Editoriale Congo Attualità n.238_ a cura della Rete Pace per il Congo
Il 24 febbraio, l’esercito congolese ha iniziato delle operazioni militari contro le Forze Democratiche per la Liberazione del Ruanda (FDLR), un gruppo armato di origine ruandese e ancora attivo nell’est della Repubblica Democratica del Congo (RDCongo). Si tratta di operazioni unilaterali condotte dall’esercito congolese, senza l’appoggio delle forze della Missione delle Nazioni Unite nella RDCongo (Monusco). Quest’ultima aveva promesso un supporto logistico, strategico e operativo a tali operazioni, ma l’ha ritirato in seguito alla nomina, da parte di Kinshasa, di due generali, Bruno Mandevu e Sikabwe Fall, al comando dell’operazione. La Monusco li sospetta di essere responsabili di gravi violazioni dei diritti umani commesse nel passato.
Più di un mese dopo l’inizio delle operazioni, nonostante le dichiarazioni trionfalistiche delle autorità militari congolesi, i risultati potrebbero essere, in realtà, abbastanza modesti.

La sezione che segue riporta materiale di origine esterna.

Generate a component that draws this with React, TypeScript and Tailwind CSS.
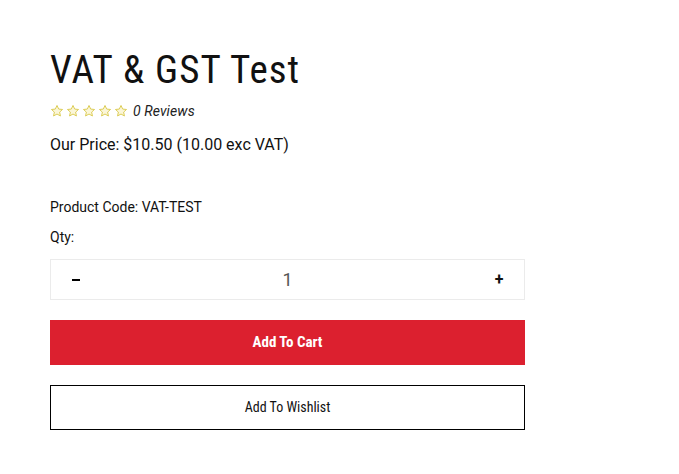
import { useState } from 'react';

function Star() {
  return (
    <svg width="14" height="14" viewBox="0 0 24 24" fill="none" stroke="#d9c94c" strokeWidth="1.6" strokeLinejoin="round">
      <path d="M12 2.5l2.9 6.2 6.6.7-5 4.5 1.4 6.6L12 17.2l-5.9 3.3 1.4-6.6-5-4.5 6.6-.7z" fill="#fbf6d8" />
    </svg>
  );
}

export default function App() {
  const [qty, setQty] = useState(1);

  return (
    <div className="min-h-[474px] bg-white text-[#111] font-['Roboto','Liberation_Sans',sans-serif]">
      <div className="w-[475px] pl-[50px] pt-[47px] box-content">
        <h1 className="text-[39px] leading-[46px] font-normal text-[#111] tracking-[1px] [font-stretch:condensed]">
          VAT &amp; GST Test
        </h1>
        <div className="flex items-center mt-[8px] h-[20px]">
          <div className="flex gap-[2px]">
            <Star />
            <Star />
            <Star />
            <Star />
            <Star />
          </div>
          <span className="ml-[5px] text-[14px] italic text-[#222] tracking-[0.1px]">0 Reviews</span>
        </div>
        <p className="mt-[14px] text-[16px] leading-[20px] text-[#111]">
          Our Price: $10.50 (10.00 exc VAT)
        </p>
        <p className="mt-[43px] text-[14px] leading-[18px] text-[#111]">Product Code: VAT-TEST</p>
        <p className="mt-[12px] text-[14px] leading-[18px] text-[#111]">Qty:</p>
        <div className="mt-[13px] flex items-center h-[41px] border border-[#ebebeb]">
          <button
            onClick={() => setQty(q => Math.max(1, q - 1))}
            className="w-[50px] h-full flex items-center justify-center"
            aria-label="decrease"
          >
            <span className="block w-[8px] h-[2px] bg-black" />
          </button>
          <div className="flex-1 text-center text-[18px] leading-[20px] text-[#555]">{qty}</div>
          <button
            onClick={() => setQty(q => q + 1)}
            className="w-[50px] h-full flex items-center justify-center text-[16px] font-bold"
          >
            +
          </button>
        </div>
        <button className="mt-[20px] w-full h-[45px] bg-[#dc202f] text-white text-[15px] font-bold [font-stretch:condensed]">
          Add To Cart
        </button>
        <button className="mt-[20px] w-full h-[45px] border border-black bg-white text-[14px] text-[#111] [font-stretch:condensed]">
          Add To Wishlist
        </button>
      </div>
    </div>
  );
}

La versione delle autorità militari
Fonti militari hanno affermato che, dall’inizio delle operazioni, nel Nord e Sud Kivu, le forze armate della RDC (FARDC) hanno neutralizzato 185 membri delle FDLR. Tra questi, 118 sarebbero stati catturati e fatti prigionieri. Altri sarebbero stati uccisi o si sarebbero essi stessi arresi alla Monusco o alle Fardc. Secondo le stesse fonti, 96 sarebbero già stati rimpatriati in Ruanda. Inoltre, le Fardc avrebbero ripreso il controllo su molti villaggi, senza incontrare alcuna resistenza significativa da parte delle FDLR.
La versione della Società Civile
Tuttavia, fonti civili hanno presentato un bilancio del tutto diverso.

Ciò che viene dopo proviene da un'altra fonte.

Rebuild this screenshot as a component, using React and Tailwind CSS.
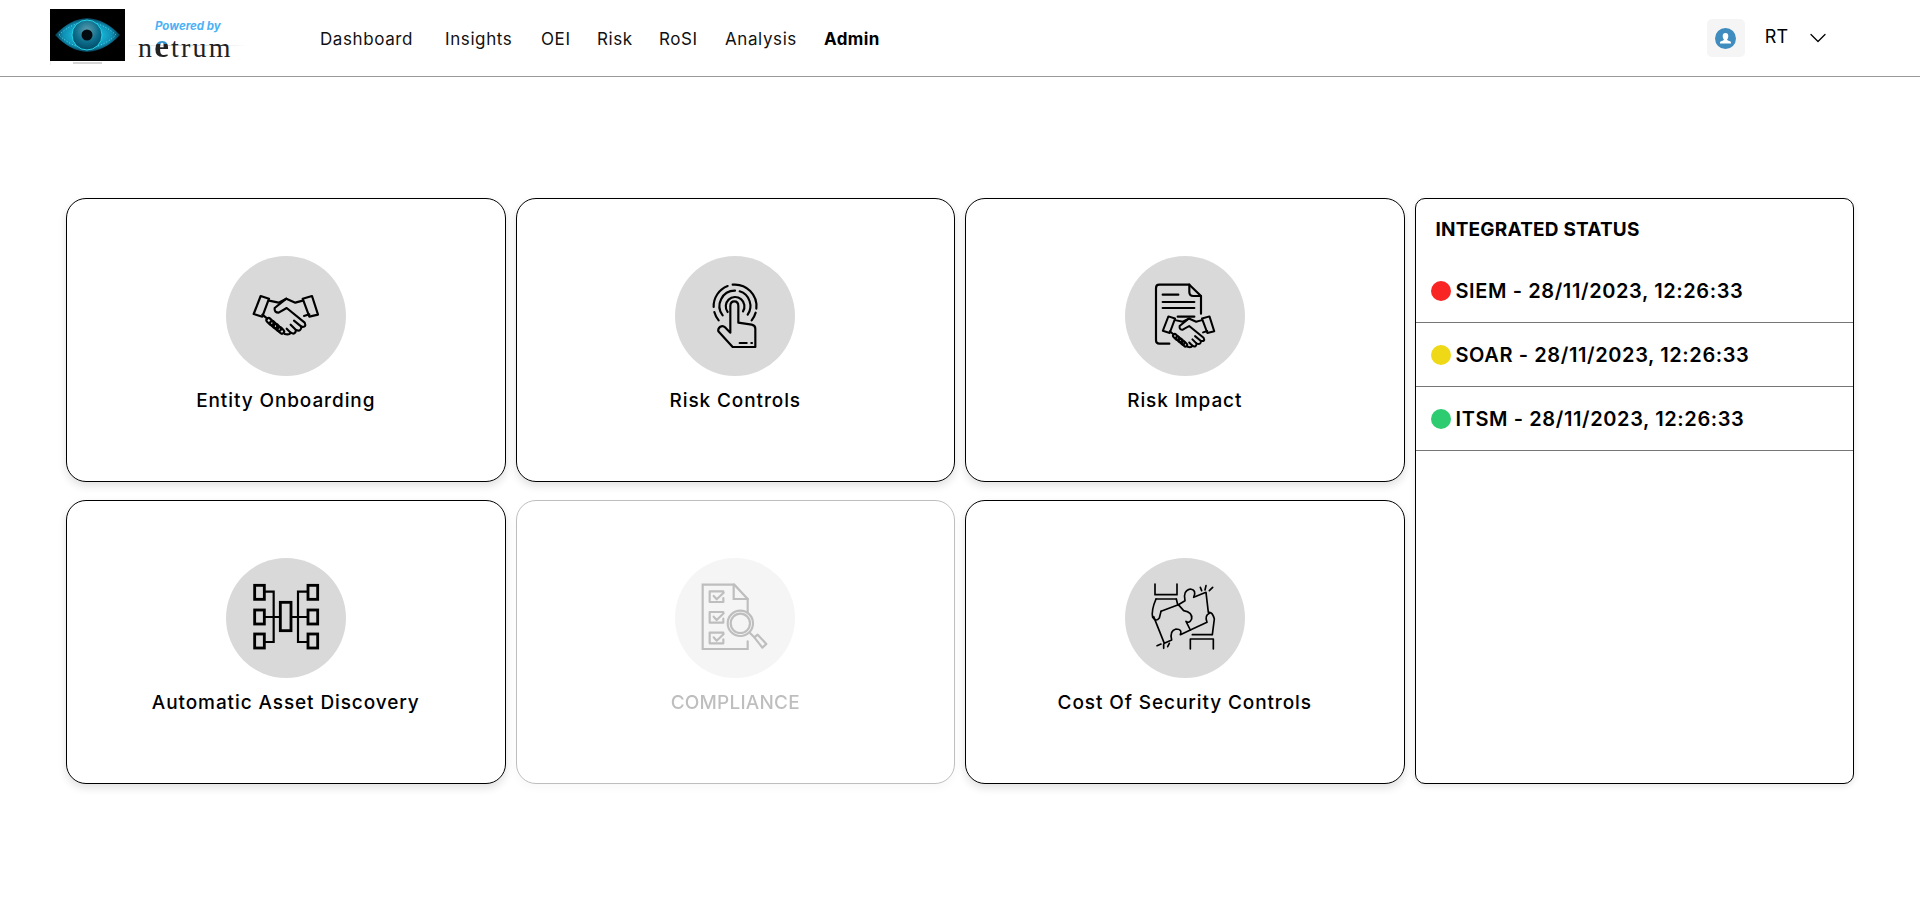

Secondo alcuni osservatori, per esempio, nel Sud Kivu, le FDLR sono per lo più concentrate nel territorio di Mwenga, ma l’esercito ha iniziato le operazioni attaccandole più a est, sugli altopiani di Uvira, dove sono meno presenti.
A proposito dei membri delle FDLR che le FARDC affermano aver catturato, vari osservatori dubitano che siano stati fatti prigionieri tutti durante l’offensiva. Infatti, vari di questi “catturati” si sarebbero arresi in precedenza, già prima dell’inizio delle operazioni e tra loro ci sarebbero anche dei semplici civili ruandesi.

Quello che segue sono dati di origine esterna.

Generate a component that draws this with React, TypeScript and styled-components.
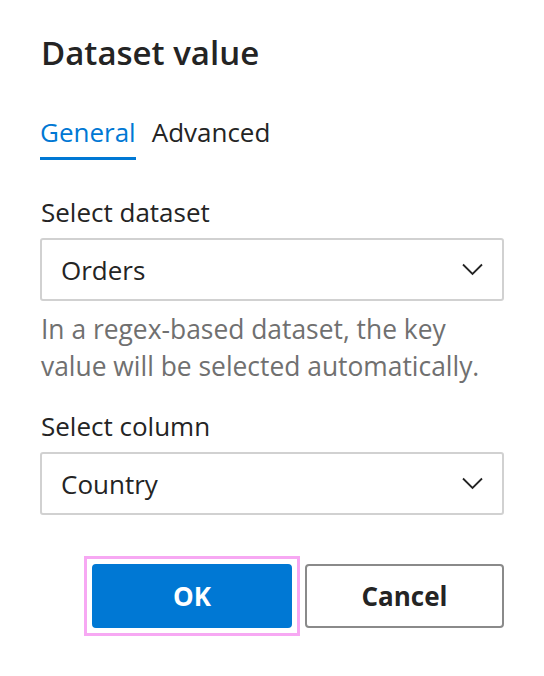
import styled, { createGlobalStyle } from 'styled-components';

const GlobalStyle = createGlobalStyle`
  body {
    margin: 0;
    background: #ffffff;
    font-family: 'Open Sans', 'Noto Sans', Arial, sans-serif;
    color: #242424;
  }
`;

const Dialog = styled.div`
  width: 544px;
  box-sizing: border-box;
  padding: 28px 40px 40px 40px;
  display: flex;
  flex-direction: column;
`;

const Title = styled.h2`
  margin: 0;
  font-size: 33px;
  font-weight: 600;
  line-height: 50px;
  color: #242424;
  padding-left: 1px;
`;

const TabList = styled.div`
  display: flex;
  gap: 16px;
  margin-top: 36px;
`;

const Tab = styled.button<{ $active?: boolean }>`
  border: none;
  background: none;
  padding: 0 0 7px 0;
  font-family: inherit;
  font-size: 26px;
  line-height: 36px;
  color: ${(p) => (p.$active ? '#0078d4' : '#242424')};
  border-bottom: 3px solid ${(p) => (p.$active ? '#0078d4' : 'transparent')};
  cursor: pointer;
`;

const Field = styled.div<{ $top: number }>`
  display: flex;
  flex-direction: column;
  margin-top: ${(p) => p.$top}px;
`;

const Label = styled.label`
  font-size: 26px;
  line-height: 36px;
  padding-left: 1px;
  margin-bottom: 8px;
`;

const Select = styled.div`
  height: 63px;
  box-sizing: border-box;
  border: 2px solid #d1d1d1;
  border-radius: 3px;
  display: flex;
  align-items: center;
  justify-content: space-between;
  padding: 0 19px 0 19px;
  font-size: 26px;
  color: #242424;
`;

const Hint = styled.p`
  margin: 10px 0 0 1px;
  font-size: 26.4px;
  line-height: 37px;
  color: #707070;
`;

const Actions = styled.div`
  display: flex;
  justify-content: flex-end;
  align-items: center;
  gap: 5px;
  margin-top: 41px;
`;

const FocusRing = styled.div`
  border: 3px solid #f7a8f3;
  padding: 5px;
  display: flex;
`;

const Button = styled.button<{ $primary?: boolean }>`
  width: ${(p) => (p.$primary ? 200 : 199)}px;
  height: 64px;
  box-sizing: border-box;
  border-radius: 4px;
  font-family: inherit;
  font-size: 26px;
  font-weight: 700;
  cursor: pointer;
  border: 2px solid ${(p) => (p.$primary ? '#0078d4' : '#8a8a8a')};
  background: ${(p) => (p.$primary ? '#0078d4' : '#ffffff')};
  color: ${(p) => (p.$primary ? '#ffffff' : '#242424')};
`;

function Chevron() {
  return (
    <svg width="21" height="13" viewBox="0 0 21 13" fill="none">
      <path d="M1 1.5 L10.5 11 L20 1.5" stroke="#242424" strokeWidth="1.8" />
    </svg>
  );
}

export default function App() {
  return (
    <>
      <GlobalStyle />
      <Dialog>
        <Title>Dataset value</Title>
        <TabList>
          <Tab $active>General</Tab>
          <Tab>Advanced</Tab>
        </TabList>
        <Field $top={34}>
          <Label>Select dataset</Label>
          <Select>
            <span>Orders</span>
            <Chevron />
          </Select>
          <Hint>
            In a regex-based dataset, the key
            <br />
            value will be selected automatically.
          </Hint>
        </Field>
        <Field $top={23}>
          <Label>Select column</Label>
          <Select>
            <span>Country</span>
            <Chevron />
          </Select>
        </Field>
        <Actions>
          <FocusRing>
            <Button $primary>OK</Button>
          </FocusRing>
          <Button>Cancel</Button>
        </Actions>
      </Dialog>
    </>
  );
}
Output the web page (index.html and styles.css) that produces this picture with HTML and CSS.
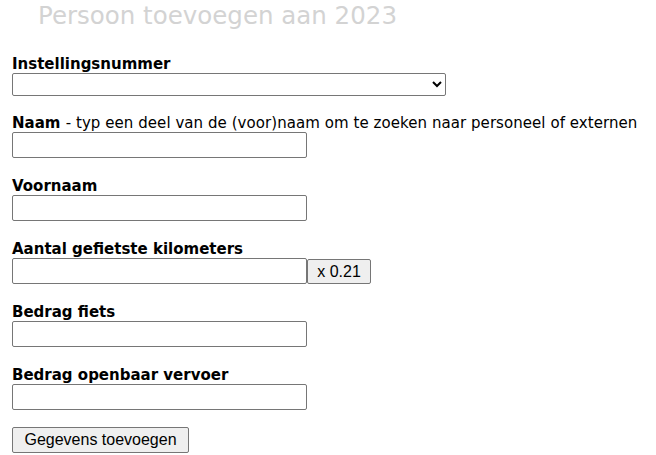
FILE: index.html
```html
<!DOCTYPE html>
<html lang="nl">
<head>
<meta charset="utf-8">
<title>Persoon toevoegen</title>
<link rel="stylesheet" href="styles.css">
</head>
<body>
<h1 class="title">Persoon toevoegen aan 2023</h1>
<form class="form">
  <div class="field field-first">
    <label class="label" for="inst">Instellingsnummer</label>
    <select class="select" id="inst"><option></option></select>
  </div>
  <div class="field">
    <label class="label" for="naam">Naam <span class="hint">- typ een deel van de (voor)naam om te zoeken naar personeel of externen</span></label>
    <input class="input" id="naam" type="text">
  </div>
  <div class="field">
    <label class="label" for="voornaam">Voornaam</label>
    <input class="input" id="voornaam" type="text">
  </div>
  <div class="field">
    <label class="label" for="km">Aantal gefietste kilometers</label>
    <div class="row">
      <input class="input" id="km" type="text"><button type="button" class="btn btn-small">x 0.21</button>
    </div>
  </div>
  <div class="field">
    <label class="label" for="fiets">Bedrag fiets</label>
    <input class="input" id="fiets" type="text">
  </div>
  <div class="field">
    <label class="label" for="ov">Bedrag openbaar vervoer</label>
    <input class="input" id="ov" type="text">
  </div>
  <button type="button" class="btn btn-submit">Gegevens toevoegen</button>
</form>
</body>
</html>
```
FILE: styles.css
```css
html, body {
  margin: 0;
  padding: 0;
  background: #fff;
}
body {
  padding: 0 12px;
  font-family: "DejaVu Sans", Verdana, sans-serif;
  color: #000;
}
.title {
  margin: 0 0 0 26px;
  padding-top: 2px;
  font-size: 24.5px;
  font-weight: normal;
  line-height: 28px;
  color: #d3d3d3;
}
.form {
  margin-top: 26px;
}
.field {
  margin-bottom: 20px;
}
.field-first {
  margin-bottom: 19px;
}
.label {
  display: block;
  font-size: 15px;
  font-weight: bold;
  line-height: 17px;
  height: 17px;
  white-space: nowrap;
}
.hint {
  font-weight: normal;
  letter-spacing: 0.06px;
}
.input, .select {
  display: block;
  box-sizing: border-box;
  margin: 0;
  border: 1px solid #767676;
  border-radius: 2px;
  background: #fff;
  font-family: Arial, "Liberation Sans", sans-serif;
  font-size: 16px;
}
.input {
  width: 295px;
  height: 26px;
}
.select {
  width: 434px;
  height: 23px;
}
.row {
  display: flex;
  align-items: flex-start;
}
.btn {
  box-sizing: border-box;
  margin: 0;
  border: 1px solid #767676;
  border-radius: 2px;
  background: #efefef;
  font-family: Arial, "Liberation Sans", sans-serif;
  font-size: 16px;
  color: #000;
  padding: 0 8px;
  height: 26px;
}
.btn-small {
  width: 64px;
  padding: 0;
  margin-top: 1px;
  height: 25px;
}
.btn-submit {
  display: block;
  width: 177px;
  margin-top: -3px;
  padding: 0;
}
```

Le avanzate dell’esercito congolese sarebbero più che altro simboliche perché, secondo diverse fonti, nella maggior parte dei casi, le FDLR sono fuggite dai loro villaggi e si sono ritirate nella foresta ancor prima dell’arrivo dell’esercito. I miliziani delle FDLR avrebbero optato per la strategia del ripiego temporaneo, evitando lo scontro diretto con l’esercito. Inoltre, le FDLR approfitterebbero del vuoto che, per mancanza di effettivi, l’esercito ha lasciato dietro di sé dopo la ripresa dei villaggi e ritornerebbero, qualche giorno dopo, nei villaggi da cui si erano allontanate.
Per uscire dall’impasse
Queste constatazioni suscitano un certo scetticismo nei confronti della riuscita dell’operazione intrapresa. Le FDLR sono costituite principalmente da piccoli gruppi mobili, abituati a mimetizzarsi tra la popolazione ed esperti conoscitori della foresta. Secondo diverse fonti, se l’offensiva dovesse protrarsi per molto tempo, l’esercito congolese potrebbe trovarsi in gravi difficoltà logistiche e tattiche, con il rischio reale di impantanarsi in una situazione di stallo permanente.
Per evitarlo, sul piano nazionale sarà necessario ricorrere ad altre misure complementari, quali il consolidamento dell’autorità dello Stato sul territorio, mediante il rafforzamento dei servizi di intelligence e del corpo di polizia, la lotta contro il commercio illegale delle risorse naturali (minerali, legname e carbone) che permette al gruppo di autofinanziarsi e l’adozione di misure concrete contro il traffico delle armi e le complicità di esponenti dell’esercito congolese con le FDLR. Sul piano internazionale, sarà necessario creare in Ruanda le condizioni che possano facilitare il rimpatrio dei membri delle FDLR, quali l’apertura dello spazio politico ai partiti di opposizione, la libertà di espressione, il rispetto dei diritti umani, l’indipendenza e l’obiettività della giustizia.